The first was the commitment issued in the new Ukrainian Government’s Coalition Agreement to work towards instituting a statutory cap of 30% of national energy mix per provider and the second was Russian Government’s confirmation that the South Stream project would be terminated.
In the first case, this will force Ukraine to move away from its dependence on Russian gas to keep the lights on – a factor which has significantly impeded successive governments from pursuing internal reforms without first obtaining “permission” from Moscow. Russian gas will remain an important component of the country’s energy mix – but not the only component. In the latter, the cancellation of South Stream will ensure that the Kremlin is unable to mask an aggressive attempt to expand political influence in Eastern in the form of pipelines. The short term, negative impacts upon Bulgaria and Serbia – the two states who had counted upon receiving economic benefits from the scheme – would easily have been negated by the consummate loss of sovereignty and economic latitude incurred by the presence of hundreds of kilometres of expensive, a Russian-owned infrastructure on their territory.
With the Ukrainian and South Stream developments in mind, my mind was drawn to the positive case of the new Liquid Natural Gas (LNG) terminal that stated operating in Lithuania in October. As news reports explain, the terminal gives the country the ability to import “up to four billion cubic metres of gas per year from sources like Norway’s Statoil – well above the 2.7 billion cubic metres it bought from Russia last year… [leaving] extra capacity for its Baltic neighbours Latvia or Estonia”.
In effect, this development has broken Russia’s stranglehold on energy provision to the entire Baltic region and ensured stability of supply going forward.
While the Baltic states have now been EU members for a decade and possess the financial resources to make such a policy a reality, this is not the case elsewhere. In Ukraine, Prime Minister Yatsenyuk has already expressly outlined his desire to see the construction of a similar facility in the Black Sea port of Odessa that could provide for 10 billion cubic meters of gas annually (roughly a third of Ukraine’s current imports from Russia). BP, Total and Kogas have already expressed their willingness to send supplies to such a terminal but, despite talks between Ukraine’s Government and Spain’s Enagas, the funding for the project has yet to be signed off.

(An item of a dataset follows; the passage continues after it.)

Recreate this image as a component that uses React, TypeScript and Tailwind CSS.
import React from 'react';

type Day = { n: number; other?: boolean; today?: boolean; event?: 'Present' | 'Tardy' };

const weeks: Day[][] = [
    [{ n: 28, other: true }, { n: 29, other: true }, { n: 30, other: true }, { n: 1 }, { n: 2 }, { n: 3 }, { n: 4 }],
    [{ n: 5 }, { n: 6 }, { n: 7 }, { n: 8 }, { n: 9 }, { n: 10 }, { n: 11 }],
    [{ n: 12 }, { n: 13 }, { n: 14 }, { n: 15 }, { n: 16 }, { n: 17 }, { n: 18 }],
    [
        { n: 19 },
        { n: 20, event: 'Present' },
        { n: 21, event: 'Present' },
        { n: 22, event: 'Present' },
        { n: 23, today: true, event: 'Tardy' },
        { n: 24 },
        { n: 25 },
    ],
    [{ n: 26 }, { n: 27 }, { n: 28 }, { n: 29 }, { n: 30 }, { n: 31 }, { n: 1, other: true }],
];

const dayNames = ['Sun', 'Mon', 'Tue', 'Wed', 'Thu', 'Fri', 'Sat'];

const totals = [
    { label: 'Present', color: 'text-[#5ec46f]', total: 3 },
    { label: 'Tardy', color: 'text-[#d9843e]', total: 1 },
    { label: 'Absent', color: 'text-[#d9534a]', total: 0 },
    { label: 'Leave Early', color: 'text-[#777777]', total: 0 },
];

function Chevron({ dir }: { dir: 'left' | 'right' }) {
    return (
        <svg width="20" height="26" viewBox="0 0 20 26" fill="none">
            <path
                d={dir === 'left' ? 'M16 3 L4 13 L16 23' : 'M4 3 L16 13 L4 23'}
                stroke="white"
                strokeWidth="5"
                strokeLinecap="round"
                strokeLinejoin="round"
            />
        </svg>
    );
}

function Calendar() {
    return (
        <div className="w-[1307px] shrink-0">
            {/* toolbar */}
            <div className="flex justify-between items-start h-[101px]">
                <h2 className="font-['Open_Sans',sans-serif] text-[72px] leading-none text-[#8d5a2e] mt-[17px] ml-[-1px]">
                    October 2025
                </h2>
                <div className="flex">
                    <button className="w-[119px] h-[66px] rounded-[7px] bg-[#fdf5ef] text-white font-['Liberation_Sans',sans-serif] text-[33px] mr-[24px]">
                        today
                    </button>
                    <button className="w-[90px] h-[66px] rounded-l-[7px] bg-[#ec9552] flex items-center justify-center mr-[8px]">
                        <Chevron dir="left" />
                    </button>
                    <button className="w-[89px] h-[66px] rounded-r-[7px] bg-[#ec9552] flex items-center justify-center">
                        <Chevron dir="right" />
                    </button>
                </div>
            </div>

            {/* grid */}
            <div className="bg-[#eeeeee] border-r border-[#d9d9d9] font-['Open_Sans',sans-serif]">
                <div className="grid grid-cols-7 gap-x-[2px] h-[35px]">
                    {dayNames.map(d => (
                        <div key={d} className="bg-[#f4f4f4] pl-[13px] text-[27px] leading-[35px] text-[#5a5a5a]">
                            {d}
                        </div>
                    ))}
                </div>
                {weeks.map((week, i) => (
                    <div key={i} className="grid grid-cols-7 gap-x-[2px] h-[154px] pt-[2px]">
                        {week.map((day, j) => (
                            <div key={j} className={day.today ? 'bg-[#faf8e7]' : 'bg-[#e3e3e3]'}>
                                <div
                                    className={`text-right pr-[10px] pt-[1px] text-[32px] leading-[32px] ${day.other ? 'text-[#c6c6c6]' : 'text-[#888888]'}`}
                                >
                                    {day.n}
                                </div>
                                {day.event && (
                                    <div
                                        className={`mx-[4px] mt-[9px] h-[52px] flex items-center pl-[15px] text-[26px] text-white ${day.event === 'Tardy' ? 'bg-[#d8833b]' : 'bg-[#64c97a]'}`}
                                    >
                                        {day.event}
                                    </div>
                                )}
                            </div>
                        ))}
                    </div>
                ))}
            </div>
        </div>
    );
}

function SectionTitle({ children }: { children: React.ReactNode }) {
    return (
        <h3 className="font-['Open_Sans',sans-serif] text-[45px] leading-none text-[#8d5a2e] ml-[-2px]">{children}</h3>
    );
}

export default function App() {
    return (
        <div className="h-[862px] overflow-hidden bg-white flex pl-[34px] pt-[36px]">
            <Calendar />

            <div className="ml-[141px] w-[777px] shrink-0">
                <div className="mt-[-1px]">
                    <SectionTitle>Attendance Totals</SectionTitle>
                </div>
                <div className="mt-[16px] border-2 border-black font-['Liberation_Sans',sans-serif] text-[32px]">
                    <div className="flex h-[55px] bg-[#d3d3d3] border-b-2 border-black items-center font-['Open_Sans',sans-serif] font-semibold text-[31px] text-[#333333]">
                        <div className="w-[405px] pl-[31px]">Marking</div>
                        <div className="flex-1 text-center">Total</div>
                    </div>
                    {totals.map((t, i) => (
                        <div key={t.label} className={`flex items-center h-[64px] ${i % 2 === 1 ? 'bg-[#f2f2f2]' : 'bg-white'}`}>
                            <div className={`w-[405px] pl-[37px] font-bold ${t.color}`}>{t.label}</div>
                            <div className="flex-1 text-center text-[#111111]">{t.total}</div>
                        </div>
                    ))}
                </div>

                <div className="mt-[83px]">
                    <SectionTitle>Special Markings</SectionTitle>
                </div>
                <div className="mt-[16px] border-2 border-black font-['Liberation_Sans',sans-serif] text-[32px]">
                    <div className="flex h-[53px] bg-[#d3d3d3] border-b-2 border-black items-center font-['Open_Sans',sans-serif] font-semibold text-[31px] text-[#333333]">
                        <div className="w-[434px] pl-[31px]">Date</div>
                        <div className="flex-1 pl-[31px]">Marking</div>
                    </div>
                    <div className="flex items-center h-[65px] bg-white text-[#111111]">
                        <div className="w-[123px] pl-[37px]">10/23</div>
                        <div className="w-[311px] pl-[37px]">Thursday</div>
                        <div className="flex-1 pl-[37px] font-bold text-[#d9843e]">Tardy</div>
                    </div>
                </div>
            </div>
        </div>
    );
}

The time has now come to consider how crucial infrastructure projects such as the Lithuanian LNG terminal, as well as the physical pipeline infrastructure required to bring gas to business and domestic customers, can be financed. It is clear that the national exchequers – whether in Sofia and Kyiv – will not have the means to provide this.

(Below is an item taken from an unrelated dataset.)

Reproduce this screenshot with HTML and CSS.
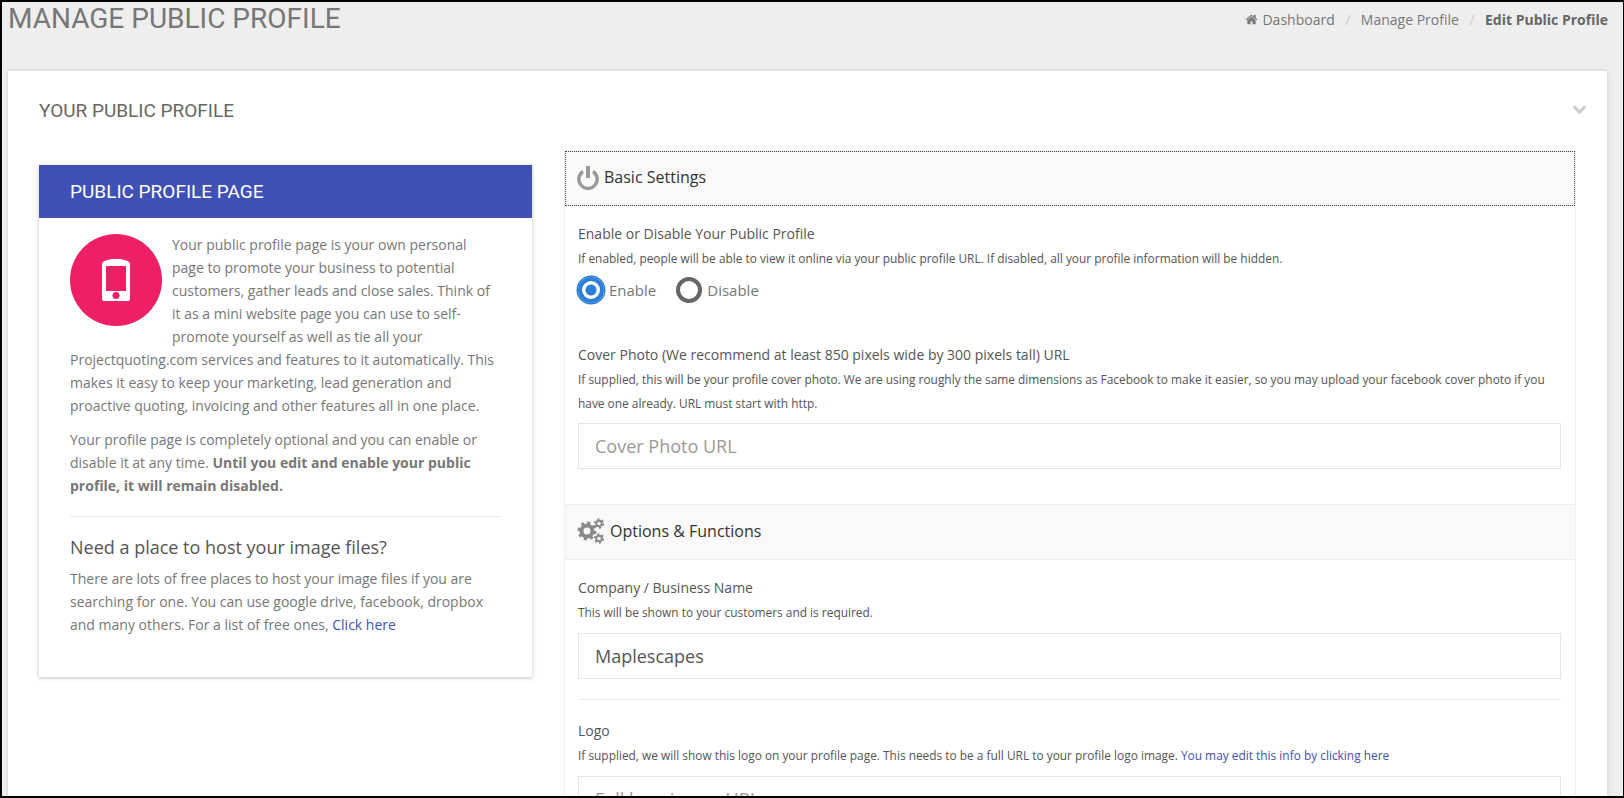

The United States and Western Europe need to be both serious and realistic about energy supply issues. That requires a financial commitment.
As such, it is crucial that the United States and Western European countries concerned with securing the geopolitical reorientation of fragile states such as Ukraine pool financial resources in order to provide low-cost loans or securitisation guarantees for strategically-important energy projects – the Odessa LNG terminal being one such example.
Rather than allow funds to be lost in an inefficient black hole of poorly-defined and weakly-administered European Union funds, it would be my proposal that a specially ring-fenced fund be independently and expertly administered by the European Bank of Reconstruction and Development (EBRD). The EBRD could have a role in both providing loans for the actual construction of infrastructure or, in cases where the private sector was able to offer loans at a more preferable rate, securitisation guarantees to give lenders peace of mind. Loans could additionally be matched with contributions from national treasuries or the private sector.
Part of the appeal for many states of Gazprom’s proposed South Stream projects was the infrastructure benefits they would bring. A new form of EBRD loan that offers the prospect of infrastructure gains without Moscow’s political preconditions would be a tangible and attractive solution that guaranteed the continuation of the region’s democratic pro-western reorientation.